New clergy ‘need to know Guernsey’s secret’

RECRUITING ministers to come to Guernsey to take over Anglican churches is proving to be a challenge, despite more people joining the Church as trainees in the UK.

The former Bishop of Dover, the Right Rev. Trevor Willmott at Les Cotils on his last official visit as honorary Bishop of the Channel Islands. (Picture by Peter Frankland, 30079518)
The former Bishop of Dover, the Right Rev. Trevor Willmott at Les Cotils on his last official visit as honorary Bishop of the Channel Islands. (Picture by Peter Frankland, 30079518)

But, said former Bishop of Dover, the Right Rev. Trevor Wilmott, this was not an unusual situation to be in and once people learned ‘the secret of Guernsey’ they might be more inclined to come.

He was on a ‘farewell tour’ of the Channel Islands in his role as ‘bishop’ of the islands, a job he has retained after retirement as Bishop of Dover in 2019. The islands are moving from being part of the Diocese of Winchester, via a spell under Dover’s oversight, to the Diocese of Salisbury.

During his visit he went to Sark and Alderney and took part in a confirmation service in Guernsey.

Some Guernsey churches share a minister while two have vacancies – St Sampson’s (the post being shared with St Mary’s) and St Stephen’s. The Vale and Castel parishes are also facing losing a rector soon.

Mr Wilmott said that the island was ‘going through a normal period of some vacancies and the opportunity for new ministers to come’.

But it was not easy. ‘It’s quite hard to find clergy who are ready to take on the responsibilities. If someone is going to come from the mainland UK it’s quite an upheaval for them to come.

‘Perhaps they don’t know the secret of Guernsey as perhaps those of us who come here regularly, do.’ He said the secret was ‘life, welcome and encouragement.’

In the UK recruitment to the ministry was good at the moment.

‘But perhaps even more important, the age of those offering themselves for ministry is getting younger again, which is a huge encouragement.’

With parishes sharing a minister or with no minister at all, he said the possibility of perhaps merging them was something for the island to decide.

‘I think it’s very much for the local community to discuss that. Plans from outside never work.

‘But I think where parishes are able to work together and share a ministry they are enriched.’

Controversy over ratepayers funding the parish church buildings rears it head frequently but Mr Wilmott said if the Church did good work it could help show people that it is worth having.

‘The Church is in a privileged place and should never forget that. I think it’s by our fruits we are known.’

He cited the work done by churches during the pandemic as being an example, in that they helped people not be so isolated and to feel more confident.

‘When the Church is doing that I think the wider parish, which we should never take for granted and whose generosity sustains the buildings, then says “yes, we understand and we want the Church to be here”.

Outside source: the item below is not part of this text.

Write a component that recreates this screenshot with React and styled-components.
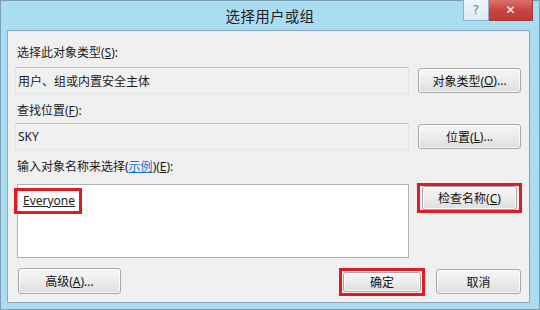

‘Will that continue forever? That’s for the people of Guernsey to decide.’

Why the change of diocese?

The Channel Islands were linked to the Diocese of Winchester for more than 450 years. That ended after a falling out over the then Dean of Jersey’s handling of a parishioner’s complaint about abuse. No evidence of any wrongdoing was found.

The Bishop of Dover was given temporary oversight of the islands until the Church agreed that responsibility for the islands would move under the episcopal oversight of the Bishop of Salisbury.